#### [Short exercise]
In the material below, find every line with "index" and pull it out.

........

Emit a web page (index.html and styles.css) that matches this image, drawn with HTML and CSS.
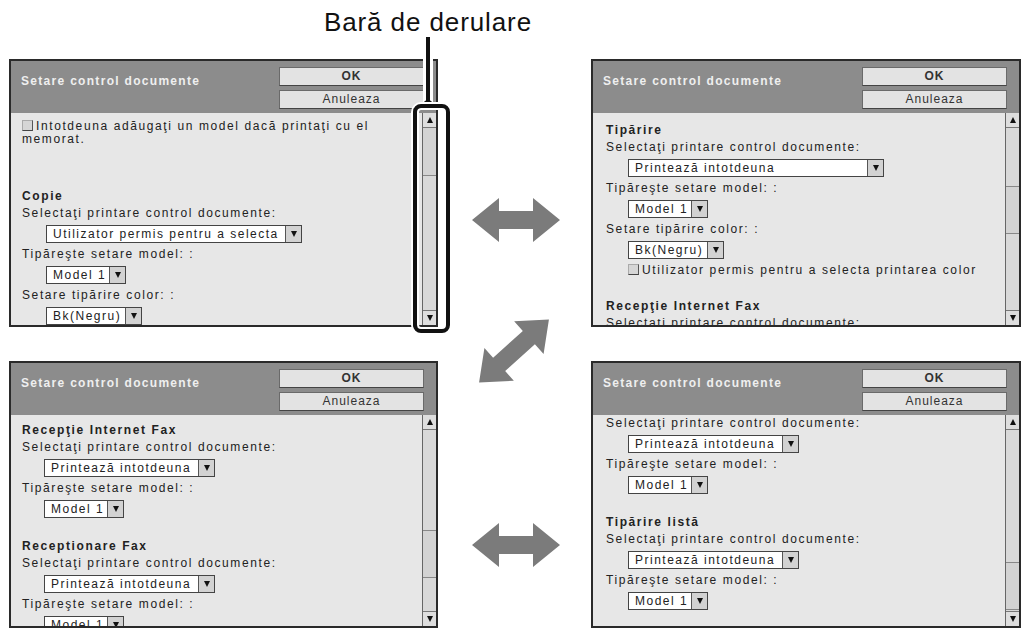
FILE: index.html
```html
<!DOCTYPE html>
<html>
<head>
<meta charset="utf-8">
<link rel="stylesheet" href="styles.css">
</head>
<body>
<div class="page">
  <!-- top-left -->
  <div class="panel tl">
    <div class="head">
      <div class="title">Setare control documente</div>
      <div class="btns"><div class="btn ok">OK</div><div class="btn">Anuleaza</div></div>
    </div>
    <div class="body">
      <div class="content">
        <div class="wrap"><span class="cb"></span>Intotdeuna adăugaţi un model dacă printaţi cu el memorat.</div>
        <div class="gap big"></div>
        <div class="h">Copie</div>
        <div class="l">Selectaţi printare control documente:</div>
        <div class="row"><div class="dd w255"><span class="v">Utilizator permis pentru a selecta</span><span class="a"><i class="tri dn"></i></span></div></div>
        <div class="l">Tipăreşte setare model: :</div>
        <div class="row"><div class="dd w80"><span class="v">Model 1</span><span class="a"><i class="tri dn"></i></span></div></div>
        <div class="l">Setare tipărire color: :</div>
        <div class="row"><div class="dd w95"><span class="v">Bk(Negru)</span><span class="a"><i class="tri dn"></i></span></div></div>
      </div>
      <div class="scroll">
        <div class="sb"><i class="tri up"></i></div>
        <div class="track"><div class="thumb t-tl"></div></div>
        <div class="sb"><i class="tri dn"></i></div>
      </div>
    </div>
    <div class="callout">
      <div class="clabel">Bară de derulare</div>
      <div class="cline"></div>
      <div class="cdot"></div>
      <div class="bracket"></div>
    </div>
  </div>

  <!-- middle arrows -->
  <div class="mid">
    <svg class="arr-h" width="88" height="44" viewBox="0 0 88 44"><polygon points="0,22 27,0 27,13 61,13 61,0 88,22 61,44 61,31 27,31 27,44" fill="#7b7b7b"/></svg>
    <svg class="arr-d" width="74" height="68" viewBox="0 0 74 68"><g transform="translate(37 34) rotate(-42)"><polygon points="-47,0 -20,-22 -20,-9 20,-9 20,-22 47,0 20,22 20,9 -20,9 -20,22" fill="#7b7b7b"/></g></svg>
    <svg class="arr-h2" width="88" height="44" viewBox="0 0 88 44"><polygon points="0,22 27,0 27,13 61,13 61,0 88,22 61,44 61,31 27,31 27,44" fill="#7b7b7b"/></svg>
  </div>

  <!-- top-right -->
  <div class="panel tr">
    <div class="head">
      <div class="title">Setare control documente</div>
      <div class="btns"><div class="btn ok">OK</div><div class="btn">Anuleaza</div></div>
    </div>
    <div class="body">
      <div class="content">
        <div class="h">Tipărire</div>
        <div class="l">Selectaţi printare control documente:</div>
        <div class="row"><div class="dd w255"><span class="v">Printează intotdeuna</span><span class="a"><i class="tri dn"></i></span></div></div>
        <div class="l">Tipăreşte setare model: :</div>
        <div class="row"><div class="dd w80"><span class="v">Model 1</span><span class="a"><i class="tri dn"></i></span></div></div>
        <div class="l">Setare tipărire color: :</div>
        <div class="row"><div class="dd w95"><span class="v">Bk(Negru)</span><span class="a"><i class="tri dn"></i></span></div></div>
        <div class="l ind"><span class="cb"></span>Utilizator permis pentru a selecta printarea color</div>
        <div class="gap"></div>
        <div class="h">Recepţie Internet Fax</div>
        <div class="l">Selectaţi printare control documente:</div>
      </div>
      <div class="scroll">
        <div class="sb"><i class="tri up"></i></div>
        <div class="track"><div class="thumb t-tr"></div></div>
        <div class="sb"><i class="tri dn"></i></div>
      </div>
    </div>
  </div>

  <!-- bottom-left -->
  <div class="panel bl">
    <div class="head">
      <div class="title">Setare control documente</div>
      <div class="btns"><div class="btn ok">OK</div><div class="btn">Anuleaza</div></div>
    </div>
    <div class="body">
      <div class="content">
        <div class="h">Recepţie Internet Fax</div>
        <div class="l">Selectaţi printare control documente:</div>
        <div class="row"><div class="dd w171"><span class="v">Printează intotdeuna</span><span class="a"><i class="tri dn"></i></span></div></div>
        <div class="l">Tipăreşte setare model: :</div>
        <div class="row"><div class="dd w80"><span class="v">Model 1</span><span class="a"><i class="tri dn"></i></span></div></div>
        <div class="gap"></div>
        <div class="h">Receptionare Fax</div>
        <div class="l">Selectaţi printare control documente:</div>
        <div class="row"><div class="dd w171"><span class="v">Printează intotdeuna</span><span class="a"><i class="tri dn"></i></span></div></div>
        <div class="l">Tipăreşte setare model: :</div>
        <div class="row"><div class="dd w80"><span class="v">Model 1</span><span class="a"><i class="tri dn"></i></span></div></div>
      </div>
      <div class="scroll">
        <div class="sb"><i class="tri up"></i></div>
        <div class="track"><div class="thumb t-bl"></div></div>
        <div class="sb"><i class="tri dn"></i></div>
      </div>
    </div>
  </div>

  <!-- bottom-right -->
  <div class="panel br">
    <div class="head">
      <div class="title">Setare control documente</div>
      <div class="btns"><div class="btn ok">OK</div><div class="btn">Anuleaza</div></div>
    </div>
    <div class="body">
      <div class="content scrolled">
        <div class="l">Selectaţi printare control documente:</div>
        <div class="row"><div class="dd w171"><span class="v">Printează intotdeuna</span><span class="a"><i class="tri dn"></i></span></div></div>
        <div class="l">Tipăreşte setare model: :</div>
        <div class="row"><div class="dd w80"><span class="v">Model 1</span><span class="a"><i class="tri dn"></i></span></div></div>
        <div class="gap"></div>
        <div class="h">Tipărire listă</div>
        <div class="l">Selectaţi printare control documente:</div>
        <div class="row"><div class="dd w171"><span class="v">Printează intotdeuna</span><span class="a"><i class="tri dn"></i></span></div></div>
        <div class="l">Tipăreşte setare model: :</div>
        <div class="row"><div class="dd w80"><span class="v">Model 1</span><span class="a"><i class="tri dn"></i></span></div></div>
      </div>
      <div class="scroll">
        <div class="sb"><i class="tri up"></i></div>
        <div class="track"><div class="thumb t-br"></div></div>
        <div class="sb"><i class="tri dn"></i></div>
      </div>
    </div>
  </div>
</div>
</body>
</html>
```

FILE: styles.css
```css
* { box-sizing: border-box; }
html, body { margin: 0; padding: 0; }
body {
  width: 1023px;
  height: 631px;
  overflow: hidden;
  background: #fff;
  font-family: "Liberation Sans", Arial, sans-serif;
  color: #222;
}
.page {
  display: grid;
  grid-template-columns: 429px 153px 430px;
  grid-template-rows: 268px 267px;
  row-gap: 34px;
  padding: 59px 0 0 9px;
}
.panel {
  border: 2px solid #2a2a2a;
  display: flex;
  flex-direction: column;
  position: relative;
  background: #e7e7e7;
}
.tl { grid-column: 1; grid-row: 1; }
.tr { grid-column: 3; grid-row: 1; }
.bl { grid-column: 1; grid-row: 2; }
.br { grid-column: 3; grid-row: 2; }

.head {
  flex: none;
  height: 52px;
  background: #8c8c8c;
  display: flex;
  justify-content: space-between;
  padding: 0 12px 0 10px;
}
.title {
  color: #efefef;
  font-weight: bold;
  font-size: 12px;
  letter-spacing: 1.3px;
  padding-top: 13px;
}
.btns {
  display: flex;
  flex-direction: column;
  gap: 4px;
  padding-top: 6px;
}
.btn {
  width: 145px;
  height: 19px;
  background: #e3e3e3;
  border: 1px solid #6a6a6a;
  border-bottom-color: #444;
  font-size: 12px;
  letter-spacing: 1px;
  line-height: 17px;
  text-align: center;
  color: #333;
}
.btn.ok { font-weight: bold; }

.body {
  flex: 1;
  min-height: 0;
  display: flex;
  overflow: hidden;
}
.content {
  flex: 1;
  min-width: 0;
  overflow: hidden;
  padding: 7px 0 0 11px;
  font-size: 12px;
  letter-spacing: 1.6px;
}
.tr .content { padding-top: 9px; padding-left: 13px; }
.br .content { padding-left: 13px; }
.content.scrolled { padding-top: 0; margin-top: -1px; }

.wrap { line-height: 13px; padding-right: 18px; }
.h { font-weight: bold; line-height: 16px; white-space: nowrap; }
.l { line-height: 19px; white-space: nowrap; }
.l.ind { padding-left: 22px; }
.row { height: 22px; padding-left: 22px; display: flex; align-items: center; }
.tl .row { padding-left: 24px; }
.gap { height: 18px; }
.gap.big { height: 42px; }

.dd {
  display: flex;
  height: 18px;
  border: 1px solid #444;
  background: #fff;
  letter-spacing: 1.5px;
}
.w255 { width: 256px; }
.w171 { width: 171px; }
.w80 { width: 80px; }
.w95 { width: 96px; }
.dd .v {
  flex: 1;
  padding: 0 2px 0 6px;
  line-height: 16px;
  white-space: nowrap;
  overflow: hidden;
}
.dd .a {
  width: 16px;
  flex: none;
  border-left: 1px solid #555;
  background: #d2d2d2;
  display: flex;
  align-items: center;
  justify-content: center;
}
.tri {
  display: block;
  width: 0;
  height: 0;
  border-left: 3.5px solid transparent;
  border-right: 3.5px solid transparent;
}
.tri.dn { border-top: 6px solid #111; }
.tri.up { border-bottom: 6px solid #111; }

.cb {
  display: inline-block;
  width: 11px;
  height: 11px;
  margin-right: 3px;
  vertical-align: -1px;
  background: #d6d6d6;
  border-left: 1px solid #aaa;
  border-top: 1px solid #aaa;
  border-right: 1px solid #555;
  border-bottom: 1px solid #444;
}

.scroll {
  flex: none;
  width: 14px;
  display: flex;
  flex-direction: column;
  border-left: 1px solid #666;
  background: #d9d9d9;
}
.sb {
  flex: none;
  height: 15px;
  display: flex;
  align-items: center;
  justify-content: center;
  background: #dedede;
}
.sb:first-child { border-bottom: 1px solid #777; }
.sb:last-child { border-top: 1px solid #777; }
.track { flex: 1; }
.thumb {
  height: 48px;
  border-top: 1px solid #888;
  border-bottom: 1px solid #888;
  background: #d3d3d3;
}
.t-tl { margin-top: 0; border-top: none; }
.t-tr { margin-top: 58px; }
.t-bl { margin-top: 100px; }
.t-br { margin-top: 132px; }

/* middle arrows */
.mid {
  grid-column: 2;
  grid-row: 1 / span 2;
  display: flex;
  flex-direction: column;
  align-items: center;
  padding-top: 139px;
}
.arr-h { display: block; margin-left: 3px; }
.arr-d { display: block; margin-top: 75px; margin-left: -1px; }
.arr-h2 { display: block; margin-top: 138px; margin-left: 3px; }

/* callout */
.callout { position: absolute; left: 0; top: 0; width: 0; height: 0; }
.clabel {
  position: absolute;
  left: 267px;
  top: -54px;
  width: 300px;
  text-align: center;
  font-size: 26px;
  letter-spacing: 0.9px;
  line-height: 30px;
  color: #111;
  white-space: nowrap;
}
.cline {
  position: absolute;
  left: 415px;
  top: -24px;
  width: 4px;
  height: 68px;
  background: #111;
  box-shadow: 0 0 0 3px #fff;
}
.cdot {
  position: absolute;
  left: 412px;
  top: 39px;
  width: 10px;
  height: 10px;
  border-radius: 50%;
  background: #111;
}
.bracket {
  position: absolute;
  left: 402px;
  top: 43px;
  width: 37px;
  height: 229px;
  border: 4px solid #111;
  border-radius: 8px;
  box-shadow: 0 0 0 2px #fff, inset 0 0 0 2px #fff;
}
```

........

#### [Exercise result]
Emit a web page (index.html and styles.css) that matches this image, drawn with HTML and CSS.
FILE: index.html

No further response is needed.